→ **What you are asked to do**
Include the line containing "import React from" and all lines before it, repeated exactly from the listing below, without pictures.

>> BEGIN

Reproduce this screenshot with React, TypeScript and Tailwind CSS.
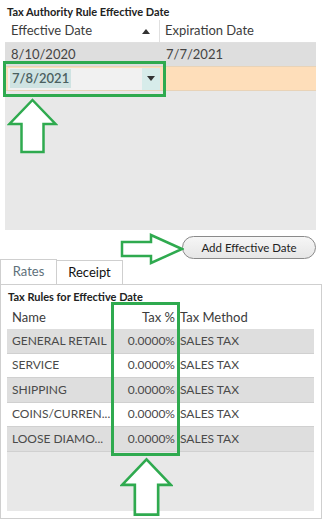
import React from "react";

// Rows for the tax rules grid
const taxRules = [
  { name: "GENERAL RETAIL", rate: "0.0000%", method: "SALES TAX" },
  { name: "SERVICE", rate: "0.0000%", method: "SALES TAX" },
  { name: "SHIPPING", rate: "0.0000%", method: "SALES TAX" },
  { name: "COINS/CURREN...", rate: "0.0000%", method: "SALES TAX" },
  { name: "LOOSE DIAMO...", rate: "0.0000%", method: "SALES TAX" },
];

// Outline arrow pointing up (green stroke, white fill)
const UpArrow = ({ className }: { className: string }) => (
  <svg className={className} viewBox="0 0 50 56" fill="none">
    <path
      d="M25 2 L48 26 L36 26 L36 54 L14 54 L14 26 L2 26 Z"
      fill="#ffffff"
      stroke="#2faa4f"
      strokeWidth="2.5"
      strokeLinejoin="miter"
    />
  </svg>
);

const RightArrow = ({ className }: { className: string }) => (
  <svg className={className} viewBox="0 0 64 32" fill="none">
    <path
      d="M62 16 L31 2 L31 9 L2 9 L2 23 L31 23 L31 30 Z"
      fill="#ffffff"
      stroke="#2faa4f"
      strokeWidth="2.5"
    />
  </svg>
);

const App: React.FC = () => {
  return (
    <div
      className="relative w-[323px] h-[522px] bg-white overflow-hidden text-[13px] text-[#3c3c3c]"
      style={{ fontFamily: "'Segoe UI', Lato, 'Noto Sans', sans-serif" }}
    >
      {/* Effective date section */}
      <div className="pt-[5px] pl-[7px] h-[20px] text-[11px] font-bold text-[#222] leading-[14px]">
        Tax Authority Rule Effective Date
      </div>
      <div className="ml-[5px] w-[311px] h-[210px] bg-[#e8e8e8] flex flex-col">
        {/* header */}
        <div className="flex h-[23px] bg-white items-center border-b border-[#e0e0e0]">
          <div className="w-[155px] pl-[6px] flex items-center justify-between pr-[9px] border-r border-[#e0e0e0] h-full">
            <span>Effective Date</span>
            <svg width="8" height="5" viewBox="0 0 8 5">
              <path d="M0 5 L8 5 L4 0 Z" fill="#333" />
            </svg>
          </div>
          <div className="pl-[5px]">Expiration Date</div>
        </div>
        {/* row 1 */}
        <div className="flex h-[23px] bg-[#dedede] items-center text-[#444]">
          <div className="w-[155px] pl-[6px]">8/10/2020</div>
          <div className="pl-[6px]">7/7/2021</div>
        </div>
        {/* row 2 - editing */}
        <div className="flex h-[25px] bg-[#fedeba] items-center border-t border-b border-[#e8d3b8]">
          <div className="ml-[3px] w-[152px] h-[22px] bg-[#f1f1f1] flex items-center justify-between">
            <span className="ml-[2px] px-[2px] bg-[#cfe3e2] font-semibold text-[#4a6060]">7/8/2021</span>
            <span className="w-[18px] h-full bg-[#d7ecea] flex items-center justify-center">
              <svg width="8" height="5" viewBox="0 0 8 5">
                <path d="M0 0 L8 0 L4 5 Z" fill="#333" />
              </svg>
            </span>
          </div>
        </div>
      </div>

      {/* button row */}
      <div className="flex justify-end pr-[7px] mt-[6px] h-[23px]">
        <button className="w-[134px] h-[23px] rounded-full border border-[#8a8a8a] bg-gradient-to-b from-[#f6f6f6] to-[#e6e6e6] text-[11.5px] text-[#222]">
          Add Effective Date
        </button>
      </div>

      {/* tabs */}
      <div className="flex items-end h-[25px]">
        <div className="w-[57px] h-[25px] border border-b-0 border-[#cfcfcf] bg-white flex items-center justify-center text-[13px] text-[#5e707a]">
          Rates
        </div>
        <div className="w-[66px] h-[24px] border border-l-0 border-b-0 border-[#cfcfcf] bg-white flex items-center justify-center text-[13px] text-[#111]">
          Receipt
        </div>
      </div>

      {/* tab panel */}
      <div className="w-[322px] h-[235px] border border-[#cfcfcf] bg-white px-[6px]">
        <div className="h-[21px] pt-[5px] pl-[1px] text-[11px] font-bold text-[#222] leading-[14px]">
          Tax Rules for Effective Date
        </div>
        <div className="w-[307px] h-[205px] bg-[#e8e8e8] flex flex-col text-[12px]">
          <div className="flex h-[23px] bg-white items-center text-[13px]">
            <div className="w-[106px] pl-[5px]">Name</div>
            <div className="w-[64px] text-right pr-[2px]">Tax %</div>
            <div className="pl-[3px]">Tax Method</div>
          </div>
          {taxRules.map((r, i) => (
            <div
              key={r.name}
              className={`flex h-[24.5px] items-center text-[#4a4a4a] border-b border-[#d0d0d0] ${
                i % 2 === 0 ? "bg-[#dedede]" : "bg-white"
              }`}
            >
              <div className="w-[106px] pl-[5px] whitespace-nowrap">{r.name}</div>
              <div className="w-[64px] text-right pr-[2px]">{r.rate}</div>
              <div className="pl-[3px]">{r.method}</div>
            </div>
          ))}
        </div>
      </div>

      {/* annotation overlays */}
      <div className="absolute left-[3px] top-[61px] w-[163px] h-[36px] border-[3px] border-[#2faa4f]" />
      <UpArrow className="absolute left-[7px] top-[98px] w-[51px] h-[56px]" />
      <RightArrow className="absolute left-[120px] top-[233px] w-[64px] h-[32px]" />
      <div className="absolute left-[111px] top-[302px] w-[69px] h-[154px] border-[3px] border-[#2faa4f]" />
      <UpArrow className="absolute left-[120px] top-[452px] w-[53px] h-[70px]" />
    </div>
  );
};

export default App;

>> END

→ **Result for this task**
Reproduce this screenshot with React, TypeScript and Tailwind CSS.
import React from "react";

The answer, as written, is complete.